Systemic Cancer Cell Death
A positive effect of chemotherapy treatment is that the drug is effective throughout the entire body. Other cancer treatment options like surgery can effectively remove a tumor, but may miss cancer cells that have invaded other tissue in a process called metastasis. Metastatic tumors can travel throughout the body and form tumors in distant organs, leading to a number of effects that are not treated by removing the original tumor. The American Cancer Society reports that most patients who die from cancer have distant metastases, and these distant tumors are usually the cause of death.

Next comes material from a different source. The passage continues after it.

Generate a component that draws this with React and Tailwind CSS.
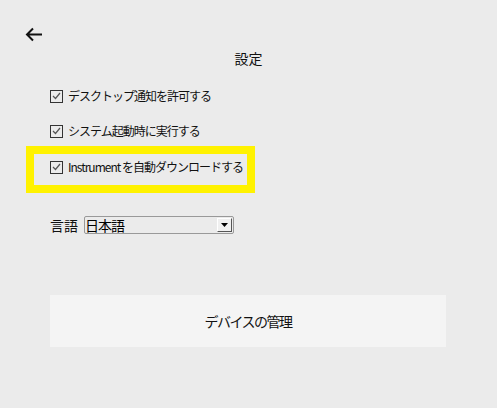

Chemotherapy drugs travel throughout the entire body and target any rapidly proliferating cell. This means that chemotherapy can target and kill cancer cells left behind after surgery or other cancer therapies. For this reason, chemotherapy can be effective in treating metastatic cancers.
Skin Rashes
Since chemotherapy targets any rapidly proliferating cell, chemotherapy can also have a number of negative effects on the body. A common effect of chemotherapy is the development of rashes and lesions over the course of treatment. The skin is made up of a number of cell types, and undergoes constant renewal that depends on the proliferation of skin precursor cells. The precursor cells, found deep within the skin and in the hair follicles, develop into mature skin cells as they approach the surface of the skin, and they are eventually sloughed off.
The proliferating precursor cells are targeted by chemotherapy drugs, and the decrease in precursor cells leads to delayed and inhibited wound healing--a process that requires cell proliferation. As a result, patients may develop rashes or skin lesions due to an inability of the skin to heal itself. The University of Virginia Health System lists methotrexate, sorafinib and docetaxel as examples of chemotherapy drugs that can cause rashes.
Vulnerability to Infection
Another negative effect of chemotherapy is the development of a condition called neutropenia, which leaves a patient vulnerable to infection. Neutropenia is caused by low levels of white blood cells. These cells develop from a population of blood stem cells within the bone marrow, a continually proliferating set of stem cells that can mature to form white and red blood cells, as well as other cells in the blood. Bone marrow stem cells are targeted by chemotherapy and do not produce enough white blood cells. Since the blood cells help make up the immune system, patients with low white blood cell counts are vulnerable to infection and disease. The Neutropenia Support Association notes that the use of certain therapeutics over the course of chemotherapy treatment can help alleviate neutropenia and protect the patient from infection.